The Fundamental Market Shift
Enterprise security teams have moved past accepting tools that merely identify problems. Organizations now demand platforms capable of validating risks, prioritizing them intelligently, and executing remediation autonomously without disrupting business operations. The paradox driving this shift is straightforward: AI is simultaneously accelerating threat proliferation faster than human teams can process while offering the automation capabilities security functions desperately need. This dynamic has created a market opportunity for vendors who can thread that needle effectively.
Reclaim Security: Bridging Detection and Measurable Remediation
Reclaim Security tackles a persistent enterprise pain point that most vendors conveniently sidestep: remediation at scale. While the market overflows with detection tools, actually fixing exposures remains operationally complex and risky. Reclaim's AI Security Engineer and PIPE engine attempt to change that by predicting productivity impact before changes deploy, enabling what the company calls business-aware remediation. As enterprises increasingly adopt Continuous Threat Exposure Management programs, vendors capable of closing the gap between knowing about risk and actually reducing it will likely see growing attention from security leadership.
Daylight Security: Hybrid Human-AI Operations
Daylight Security is developing Managed Agentic Security Services, a model that deliberately combines AI-native operations with experienced threat hunters and incident responders. Rather than positioning AI and humans as competitors, the company treats them as complementary forces that continuously refine detection logic and operational knowledge together. This approach reflects an industry-wide recognition that purely autonomous systems lack the nuanced judgment that expert practitioners bring, while purely human teams lack the scale and speed AI enables. The integration of identity and business context directly into investigations and response workflows is where Daylight's differentiation emerges.

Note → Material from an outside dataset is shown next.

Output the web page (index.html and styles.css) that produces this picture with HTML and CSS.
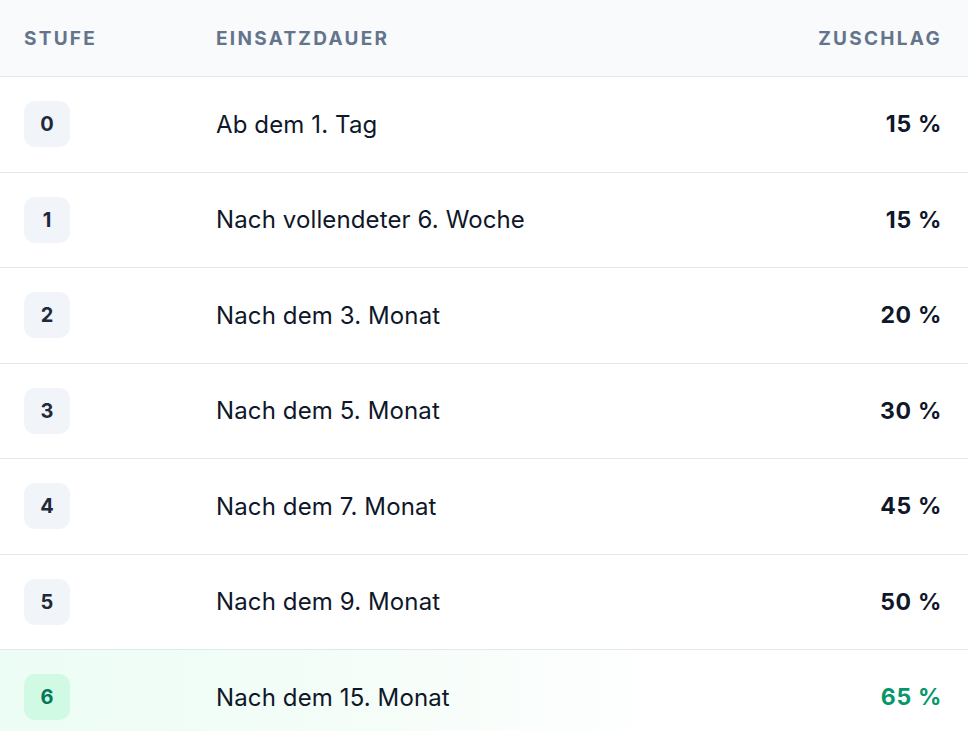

CyCognito: External Exposure Without Predefined Inventories
CyCognito maintains focus on external exposure management through seedless discovery, identifying internet-facing assets, APIs, cloud resources, and third-party exposures without requiring organizations to maintain comprehensive asset inventories. The platform layers business context onto technical findings, helping security teams prioritize signal from noise rather than drowning in alert volume. As attack surfaces fragment across subsidiaries, vendor ecosystems, and multi-cloud environments, the ability to discover and validate exposures continuously becomes increasingly valuable to enterprises managing complex, shifting perimeters.
Mate: Reimagining the SOC as a Context-Native System
Mate approaches SOC modernization through its Continuous Detection/Continuous Response model, built on a proprietary Security Context Graph that essentially creates a customer-specific security intelligence layer. Rather than processing alerts through static rules or fragmented data pipelines, Mate's AI agents operate with full environmental understanding across detection, triage, investigation, response, and threat hunting. Each new alert strengthens the system's contextual knowledge, allowing the platform to become more adaptive over time. In an environment where traditional SOC structures struggle under data scale and alert fatigue, this architecture represents a meaningful departure from legacy approaches.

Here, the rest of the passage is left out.